Earlier today Apple confirmed the existence of their web crawler Applebot. This means that we’ll be seeing it crop up a little more in server log analysis.
Filtering Server Logs to Applebot
As anyone can spoof their useragent to Applebot while crawling the web, we can use the IP range Apple have given us to validate these rogue visits. Currently legitimate Applebot visits will come from any IP between 17.0.0.0 and 17.255.255.255. The actual range is probably substantially smaller than this. We can pull the files we need from out server logs using the following {linux|mac|cygwin} commands in our bash terminal:
First, filter to everyone claiming to be Applebot:
grep 'Applebot' access.log > apple.log
Then, filter to the 17.[0-255].[0-255].[0-255] IP range:
grep -E '17\.(25[0-5]|2[0-4][0-9]|[01]?[0-9][0-9]?)\.(25[0-5]|2[0-4][0-9]|[01]?[0-9][0-9]?)\.(25[0-5]|2[0-4][0-9]|[01]?[0-9][0-9]?)' apple.log > apple4real.log
It’s not quite perfect (sorry), but it seems to do the job.
Blocking Applebot
I’m not sure why you’d want to prevent Applebot from crawling, but should you need to block the crawler, you can use a standard robots.txt directive:
User-agent: Applebot Disallow: /forbid-apple/
Helpfully, they seem to be honouring Googlebot crawl directives in lieu of Applebot directives. Many bots are finicky about the case used in the “User-agent:”, so be sure to use capital ‘A’ for ‘Applebot’ to avoid the odd situation where they respect ‘Googlebot’ directives over ‘applebot’ directives. If you have any questions about this you can email apple directly…
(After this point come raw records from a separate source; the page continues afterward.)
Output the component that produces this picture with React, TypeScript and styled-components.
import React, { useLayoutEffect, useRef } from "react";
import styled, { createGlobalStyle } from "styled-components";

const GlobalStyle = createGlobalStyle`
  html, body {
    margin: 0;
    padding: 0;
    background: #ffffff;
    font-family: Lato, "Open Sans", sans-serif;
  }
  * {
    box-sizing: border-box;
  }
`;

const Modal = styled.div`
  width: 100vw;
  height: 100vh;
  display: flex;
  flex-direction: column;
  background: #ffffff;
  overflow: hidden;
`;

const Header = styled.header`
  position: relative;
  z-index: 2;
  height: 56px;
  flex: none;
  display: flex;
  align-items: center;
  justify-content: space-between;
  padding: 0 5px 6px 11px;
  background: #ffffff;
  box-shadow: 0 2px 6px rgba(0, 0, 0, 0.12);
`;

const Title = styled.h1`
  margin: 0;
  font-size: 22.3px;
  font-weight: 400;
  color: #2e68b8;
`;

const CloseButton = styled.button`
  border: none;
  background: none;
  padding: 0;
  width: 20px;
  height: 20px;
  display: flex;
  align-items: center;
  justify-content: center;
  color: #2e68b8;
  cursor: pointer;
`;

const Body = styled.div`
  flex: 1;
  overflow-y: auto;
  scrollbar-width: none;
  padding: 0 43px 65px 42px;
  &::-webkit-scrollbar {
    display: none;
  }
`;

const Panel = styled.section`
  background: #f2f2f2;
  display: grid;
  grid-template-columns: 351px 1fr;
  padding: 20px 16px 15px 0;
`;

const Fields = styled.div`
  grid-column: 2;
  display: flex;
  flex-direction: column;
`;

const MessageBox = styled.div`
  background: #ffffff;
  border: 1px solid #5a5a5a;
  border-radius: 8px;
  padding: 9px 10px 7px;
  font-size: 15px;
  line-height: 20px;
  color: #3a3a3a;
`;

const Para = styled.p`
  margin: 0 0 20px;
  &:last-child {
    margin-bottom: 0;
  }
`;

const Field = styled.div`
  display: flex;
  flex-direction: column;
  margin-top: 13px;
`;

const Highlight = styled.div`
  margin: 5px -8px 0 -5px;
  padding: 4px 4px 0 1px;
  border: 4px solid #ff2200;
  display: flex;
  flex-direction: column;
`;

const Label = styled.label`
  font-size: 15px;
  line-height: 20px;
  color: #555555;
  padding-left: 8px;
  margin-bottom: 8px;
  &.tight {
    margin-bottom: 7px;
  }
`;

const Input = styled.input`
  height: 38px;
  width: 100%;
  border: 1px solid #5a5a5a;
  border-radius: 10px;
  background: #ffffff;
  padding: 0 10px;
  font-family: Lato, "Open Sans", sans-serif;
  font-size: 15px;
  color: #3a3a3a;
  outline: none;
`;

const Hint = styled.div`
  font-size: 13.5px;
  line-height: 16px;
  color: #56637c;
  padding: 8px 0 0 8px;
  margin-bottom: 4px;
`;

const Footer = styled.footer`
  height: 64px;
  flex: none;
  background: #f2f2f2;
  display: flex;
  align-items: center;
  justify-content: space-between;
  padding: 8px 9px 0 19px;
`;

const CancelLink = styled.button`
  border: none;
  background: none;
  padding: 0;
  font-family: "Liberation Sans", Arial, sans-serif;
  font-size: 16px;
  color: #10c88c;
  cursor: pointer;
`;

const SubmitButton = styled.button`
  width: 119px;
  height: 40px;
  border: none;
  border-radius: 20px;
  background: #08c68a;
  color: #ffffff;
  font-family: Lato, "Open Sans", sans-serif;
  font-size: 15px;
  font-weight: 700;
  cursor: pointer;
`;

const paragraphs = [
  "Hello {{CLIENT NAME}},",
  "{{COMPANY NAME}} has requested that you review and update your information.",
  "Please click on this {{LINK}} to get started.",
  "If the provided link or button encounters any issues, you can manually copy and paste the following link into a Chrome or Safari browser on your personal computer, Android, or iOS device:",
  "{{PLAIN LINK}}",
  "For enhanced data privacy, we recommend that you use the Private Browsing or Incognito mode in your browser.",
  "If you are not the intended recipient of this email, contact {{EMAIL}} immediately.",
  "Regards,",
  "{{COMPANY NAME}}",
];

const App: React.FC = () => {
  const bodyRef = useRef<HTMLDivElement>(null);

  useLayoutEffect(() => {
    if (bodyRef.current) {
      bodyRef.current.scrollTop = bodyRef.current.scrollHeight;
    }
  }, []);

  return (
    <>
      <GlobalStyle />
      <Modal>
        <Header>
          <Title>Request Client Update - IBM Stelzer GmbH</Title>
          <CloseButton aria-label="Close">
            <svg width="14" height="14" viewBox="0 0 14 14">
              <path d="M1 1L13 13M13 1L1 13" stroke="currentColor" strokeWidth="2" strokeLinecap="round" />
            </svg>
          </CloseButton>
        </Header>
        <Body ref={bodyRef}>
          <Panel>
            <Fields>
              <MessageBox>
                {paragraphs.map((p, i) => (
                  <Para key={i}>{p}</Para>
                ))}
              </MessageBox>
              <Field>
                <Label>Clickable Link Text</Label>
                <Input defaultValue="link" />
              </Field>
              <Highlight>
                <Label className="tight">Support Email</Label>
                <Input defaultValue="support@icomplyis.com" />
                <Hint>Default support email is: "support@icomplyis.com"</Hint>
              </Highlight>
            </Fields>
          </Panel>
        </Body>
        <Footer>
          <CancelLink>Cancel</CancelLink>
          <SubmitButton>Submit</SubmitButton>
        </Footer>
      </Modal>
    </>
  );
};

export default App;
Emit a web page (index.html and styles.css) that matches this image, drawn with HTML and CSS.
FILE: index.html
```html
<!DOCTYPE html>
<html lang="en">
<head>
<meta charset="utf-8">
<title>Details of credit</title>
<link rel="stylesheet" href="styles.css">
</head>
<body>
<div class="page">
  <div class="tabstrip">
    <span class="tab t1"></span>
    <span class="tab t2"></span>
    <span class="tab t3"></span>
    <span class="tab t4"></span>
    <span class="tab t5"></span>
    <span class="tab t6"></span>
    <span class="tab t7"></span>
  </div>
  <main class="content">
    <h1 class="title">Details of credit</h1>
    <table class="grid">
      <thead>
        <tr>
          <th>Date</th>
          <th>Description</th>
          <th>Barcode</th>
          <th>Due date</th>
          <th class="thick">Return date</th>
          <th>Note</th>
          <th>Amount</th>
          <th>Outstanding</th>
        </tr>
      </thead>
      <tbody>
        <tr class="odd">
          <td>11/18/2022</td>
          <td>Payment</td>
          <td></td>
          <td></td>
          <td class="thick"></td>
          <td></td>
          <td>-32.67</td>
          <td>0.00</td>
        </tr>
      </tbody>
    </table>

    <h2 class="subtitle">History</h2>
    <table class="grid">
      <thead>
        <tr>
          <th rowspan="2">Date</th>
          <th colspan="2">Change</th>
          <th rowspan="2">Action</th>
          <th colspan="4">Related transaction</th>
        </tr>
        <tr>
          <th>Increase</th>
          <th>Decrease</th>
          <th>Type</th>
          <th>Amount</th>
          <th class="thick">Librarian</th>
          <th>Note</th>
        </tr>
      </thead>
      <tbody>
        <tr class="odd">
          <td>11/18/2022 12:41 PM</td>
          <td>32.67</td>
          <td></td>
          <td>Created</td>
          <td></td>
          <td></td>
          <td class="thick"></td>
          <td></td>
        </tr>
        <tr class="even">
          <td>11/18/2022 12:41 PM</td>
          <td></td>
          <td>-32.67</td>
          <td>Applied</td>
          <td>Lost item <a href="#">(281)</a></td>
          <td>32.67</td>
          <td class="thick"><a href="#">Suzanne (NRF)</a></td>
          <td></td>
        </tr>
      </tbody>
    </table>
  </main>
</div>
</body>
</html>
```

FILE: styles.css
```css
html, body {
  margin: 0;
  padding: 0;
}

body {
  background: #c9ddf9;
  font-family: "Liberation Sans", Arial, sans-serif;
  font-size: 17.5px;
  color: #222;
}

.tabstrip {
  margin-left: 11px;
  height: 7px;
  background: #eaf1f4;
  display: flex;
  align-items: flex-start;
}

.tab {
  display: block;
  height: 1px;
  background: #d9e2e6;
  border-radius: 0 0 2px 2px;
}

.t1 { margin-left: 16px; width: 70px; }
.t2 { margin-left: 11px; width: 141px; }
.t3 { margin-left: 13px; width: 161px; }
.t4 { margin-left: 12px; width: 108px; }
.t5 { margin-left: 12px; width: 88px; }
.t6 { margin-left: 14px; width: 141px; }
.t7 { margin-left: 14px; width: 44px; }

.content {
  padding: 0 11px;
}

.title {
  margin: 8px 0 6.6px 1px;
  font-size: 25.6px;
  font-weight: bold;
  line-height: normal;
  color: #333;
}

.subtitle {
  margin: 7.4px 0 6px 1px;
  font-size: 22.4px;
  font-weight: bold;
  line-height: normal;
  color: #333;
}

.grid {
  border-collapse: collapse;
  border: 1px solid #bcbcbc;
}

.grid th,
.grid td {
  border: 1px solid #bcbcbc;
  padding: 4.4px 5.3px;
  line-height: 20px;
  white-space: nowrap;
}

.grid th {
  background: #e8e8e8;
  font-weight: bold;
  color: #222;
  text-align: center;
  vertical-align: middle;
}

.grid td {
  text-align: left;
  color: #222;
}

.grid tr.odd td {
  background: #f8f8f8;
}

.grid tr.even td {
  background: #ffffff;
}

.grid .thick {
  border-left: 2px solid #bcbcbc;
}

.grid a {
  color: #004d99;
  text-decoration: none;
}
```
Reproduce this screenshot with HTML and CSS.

If you’re feeling more adventurous and Apple aren’t behaving themselves you can use .htaccess (or web.config or nginx-config etc) to do this, with something like the following:
RewriteEngine on RewriteCond %{HTTP_USER_AGENT} Applebot [NC] RewriteRule ^ - [F]
This would return a 403 Forbidden. Alternatively you could use the [G] flag on the rewrite rule to return a 410 Gone response instead (I wouldn’t recommend doing this). Although blocking an IP range would be possible too, we probably don’t want to block legitimate users on “17.*.*.*”. When blocking by user-agent, user-agent spoofers will be the main collateral damage, which we can live with.
Although we aren’t likely to be pandering to Applebot in the same manner, it’s going to be very interesting to see how the crawl behaviour differs, especially given that it will default to Googlebot directives.
You can also see AppleNewsBot in your logs if you’ve created a publication in Apple News or if a user has added your RSS feed.
Blocking by IPv4 address range only isn’t very future proof.
Thanks for the comprehensive post. I’ve found Applebot misbehaving, spidering dynamic forms, despite robots.txt disallow. I don’t mind blocking through other means and this post helps a lot with that!